First Lehman Brothers, Next Liberia?
Why is continued funding for fragile states still crucial, even in the midst of the financial crisis?
January 26, 2009
As the global financial crisis marches on, at least one investment continues to provide a decent return.
Well-managed assistance to countries recovering from conflict has not only kept fragile states like Liberia and Haiti from collapsing back into bloody chaos and war, but also improved their longer-term prospects, so the huge costs in lives and humanitarian aid are no longer an immediate prospect.
Unfortunately, the substantial resources the international community has already dedicated to these countries are now under threat as Western capitals are pressed to address immediate domestic concerns. And with the job only partially finished on the ground, all we have spent could end up having been for naught if violence overruns weak states.
Worldwide, the impact of the crisis on developing countries will be severe. The World Bank anticipates that growth in developing countries will decline by 2% compared with previous projections, driving another 40 million people into poverty and increasing unemployment substantially, especially among young people.
Official development assistance may take as much as a 30% hit this year, notwithstanding President Obama’s pledge to enhance U.S. assistance, and the G-8 and EU pledges of major new support, particularly to Africa.
Remittances from foreign workers — currently accounting for more than $300 billion in flows to developing countries and topping aid and foreign investment flows combined — will shrink substantially, as they have in similar periods of economic upheaval.
A dozen countries get at least one-fifth of their income from remittances, including such post-conflict and conflict-prone sites as Lebanon, Burundi, Liberia, Kyrgyzstan, Tajikistan, Afghanistan, Bosnia, Moldova and Haiti.
Foreign investment in unstable environments and emerging markets will also likely plummet as capital seeks safe havens. Disruption will also come from precipitous falls in commodity prices for major developing country exports, only partly offset by declining import costs; collapse of stock markets in emerging markets; and declines in charitable giving to relief and development organizations
While poverty per se does not cause conflict, many post-conflict transitions have failed, and countries have fallen back into war because governments cannot address popular expectations of an economic “peace dividend.”

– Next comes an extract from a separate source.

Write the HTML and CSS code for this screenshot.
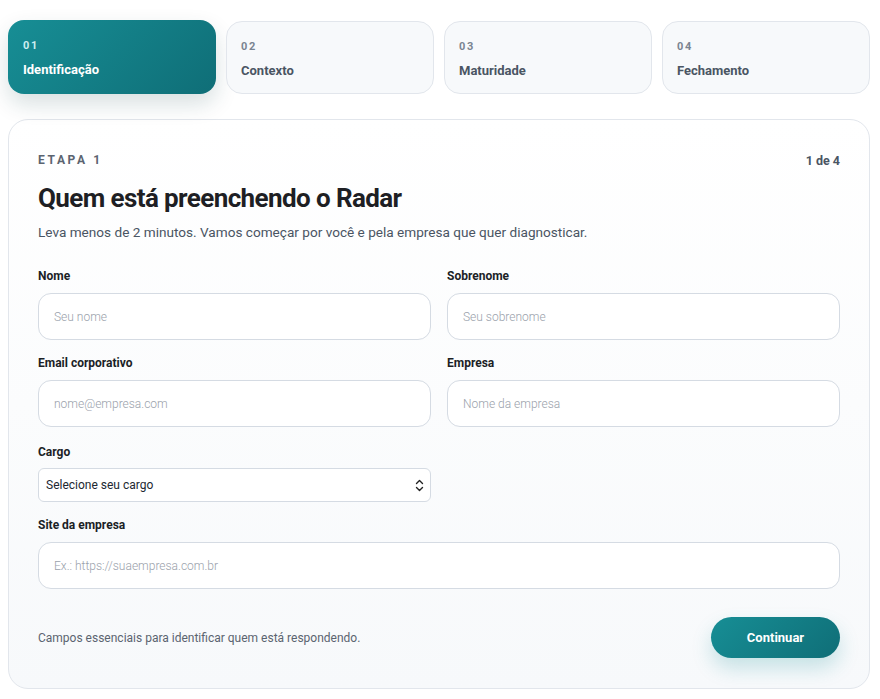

Countries are particularly vulnerable if they: fail to create jobs for youths and demobilized soldiers, making for a ready reserve of potential fighters for rebel movements; cannot pay civil servants and security forces, leading to corruption and human rights abuses; or steer scarce resources and government sinecures to favored regional or ethnic groups, thus increasing alienation.
Further, the rapid growth in United Nations peacekeeping operations, which has provided important stability in fragile countries emerging from conflict, is at risk. Several UN Security Council members are signaling their intention to tighten the purse-strings on such programs, which now total some $7 billion annually.
Consider two cases in particular. In Liberia, despite the global embrace of Ellen Johnson Sirleaf and her government, the transition from the 14-year nightmare of bloody civil war is far from secure. Threats to stability arise from inadequately funded demobilization programs for former combatants, food shortages, land disputes and the slow standing up of reformed army and police forces.
Pledges made at donors conferences have gone wanting. Annual remittances — accounting for $163 million, or 25% of the country’s GDP — are at risk, and there is loose talk of a too-rapid withdrawal of many of the 13,000 UN peacekeepers who have helped put down at least three violent uprisings since peace returned in 2003.
In Haiti, the latest efforts to create stability under a democratically elected government are being undermined by the failure to provide an immediate, visible peace dividend.
The last government’s fall in April 2008 following food riots left the country without a functioning government for four critical months. Serious crime persists, especially kidnapping and drug trafficking, as efforts to create a 14,000-strong Haitian National Police and functioning justice and penitentiary systems have been halting.
Remittances, accounting for more than $1 billion in foreign exchange, are taking a hit. Some are proposing a premature withdrawal of UN’s 9,000 peacekeepers. These threats are all the more urgent, as they come at a time when Haiti is struggling with severe hurricane devastation.
The human cost of the failure of peace to take root in places like Liberia and Haiti is severe, but so are the implications for the international community. We have a common stake in creating markets for exports and investments, ensuring access to energy supplies, stemming the flow of illegal migration, promoting stable societies that can resist extremism and terrorism, closing the door to trafficking in people, drugs and arms, and avoiding the huge cost of humanitarian assistance to countries unable to care for their own people.
Those tempted to see quick savings in slashing foreign assistance, building barriers to the flow of imports from developing countries, cutting peacekeeping missions or reducing support for international development and financial institutions should think twice. It is a case of “pay me now, or pay me later.”
Takeaways
Many post-conflict transitions have failed, and countries have fallen back into war because governments cannot address popular expectations of an economic "peace dividend."
The human cost of the failure of peace to take root in places like Liberia and Haiti is severe, but so are the implications for the international community.
In Liberia, despite the global embrace of Ellen Johnson Sirleaf and her government, the transition from the 14-year nightmare of bloody civil war is far from secure.